🤖 AI Summary
Discrete non-negative ordinal data lack a unified modeling paradigm analogous to the Tweedie formula in continuous spaces, making it challenging to simultaneously achieve denoising, sampling, and exact likelihood estimation. This work proposes Binomial Flows, a novel framework that establishes, for the first time, a theoretical connection between denoising and flow matching for discrete ordinal data. By leveraging binomial flows, the method introduces a unified training and inference mechanism that enables efficient denoising, exact likelihood computation, and high-quality generation. Experiments validate the theoretical soundness of the approach on synthetic data and demonstrate competitive generative performance across multiple real-world datasets.
📝 Abstract
Flow-based generative modeling in continuous spaces exploit Tweedie's formula to express the denoiser (learned in training) as a score function (used in sampling).
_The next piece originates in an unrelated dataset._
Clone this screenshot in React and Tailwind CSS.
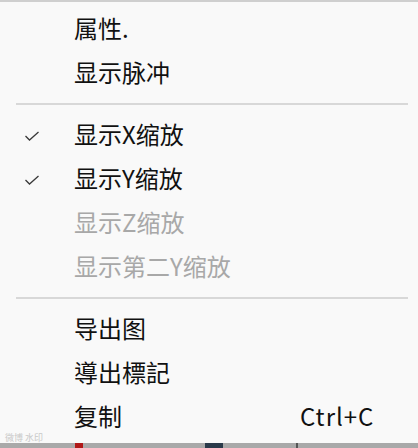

In contrast, this relation has been largely missing in the discrete setting where common approaches focus on learning discrete scores and rates. In this work we close this gap for discrete non-negative ordinal data by introducing Binomial flows. Our framework provides a simple recipe for training a discrete diffusion model which simultaneously denoises, samples, and estimates exact likelihoods. We verify our methodology on synthetic examples and obtain competitive results on real-world data sets.